“Our results suggest that a relatively straightforward preventative health program that provides nutritional supplementation may have the potential to reduce the risk of diabetes and improve glycemic status in individuals at risk,” said of the authors.
As part of the study, the researchers observed 1,000 participants who were at high risk of developing diabetes. One group received vitamin D drops (1,000 IU/drop) plus a limited multivitamin. Another group received the vitamin D drops with a more extensive multivitamin that contained more minerals and omega-3 fatty acids. The last group acted as a control and was not given any sort of diet supplement. The team saw that those who took the vitamin D drops had better blood sugar levels over 12 months. However, it was only the group that received the vitamin D drops along with the omega-3 tablets that had a significant reduction in glycated hemoglobin (HbA1c) levels, which is the marker of long-term presence of excess glucose in the blood. This group likewise showed a dramatic reduction in high-sensitivity C reactive protein (hs-CRP) which is a marker for inflammation.
The researchers say that while the results of their study needed a year for any observable effects to be noted, nutrient supplementation regimes should be strongly considered by anyone who is pre-diabetic.
As they concluded, “Vitamin D combined with other nutrients was associated with a reduced risk of progression to diabetes and with an increased rate of reversion to normoglycemia in high risk participants.”

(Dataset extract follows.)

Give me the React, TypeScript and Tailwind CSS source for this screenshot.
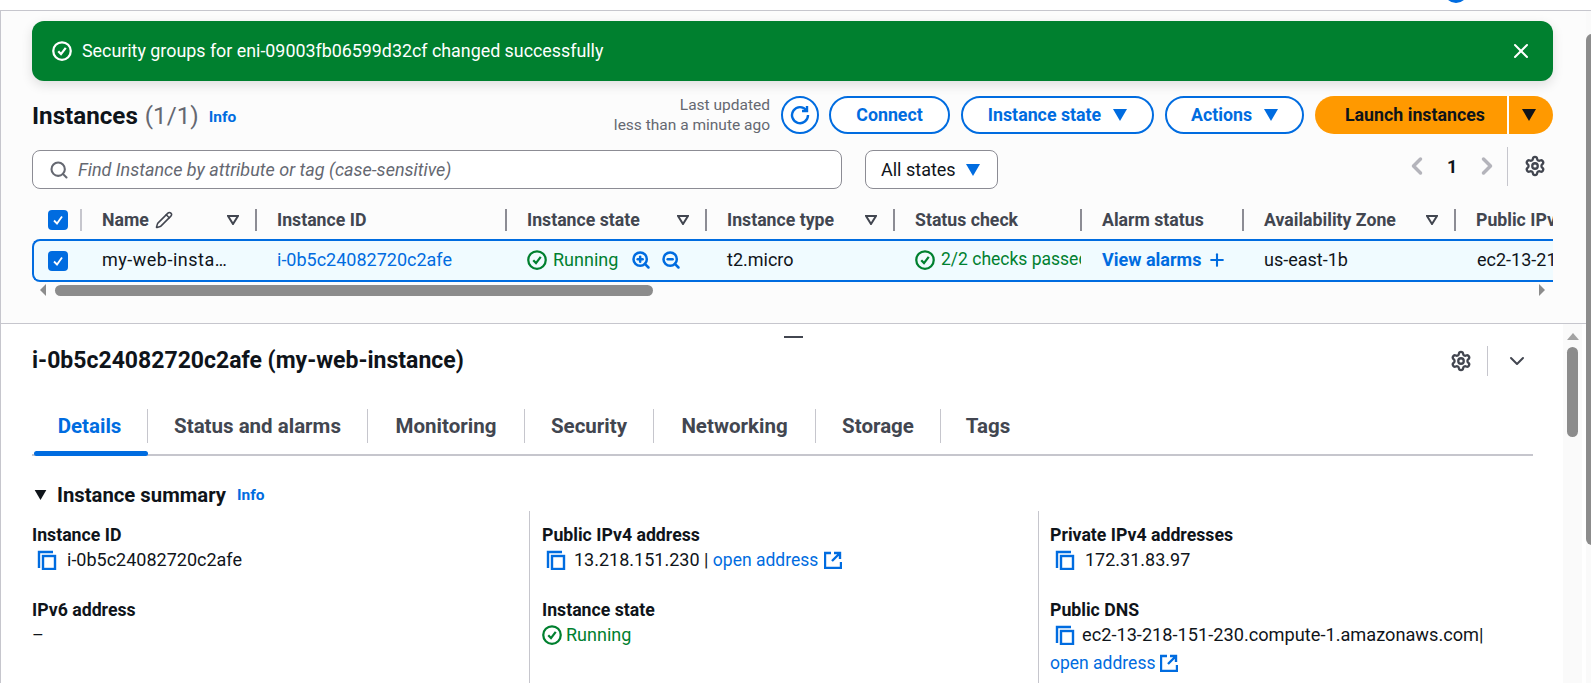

Conventional treatment for diabetes and pre-diabetes involves expensive medicines. These are to be taken all throughout your life and you are merely told to “live” with the condition. That said, some people with type-2 diabetes have successfully defied the odds by completely curing their condition by supplementing their diet with vitamin D.
Several studies have suggested that people with low levels of vitamin D are at a higher risk of developing diabetes later on in life. Similarly, those who take high doses of vitamin D when pre-diabetic are able to have normal blood sugar levels after several months. Doctors are still unsure how vitamin D works in preventing or treating diabetes but have hypothesized that vitamin D plays a role in the pancreatic beta-cell function. This is responsible for how your insulin is managed and how likely your body is to become inflamed, two key elements in the development of diabetes.
On the same level, omega-3 acids increase insulin sensitivity. Scores of studies have been made recently that conclude the efficacy of omega-3 as a safe and useful diabetes treatment. The best way to get your necessary intake of omega-3 is to eat more fatty fish such as sardines and herring. You may also buy omega-3 supplements from a trusted source.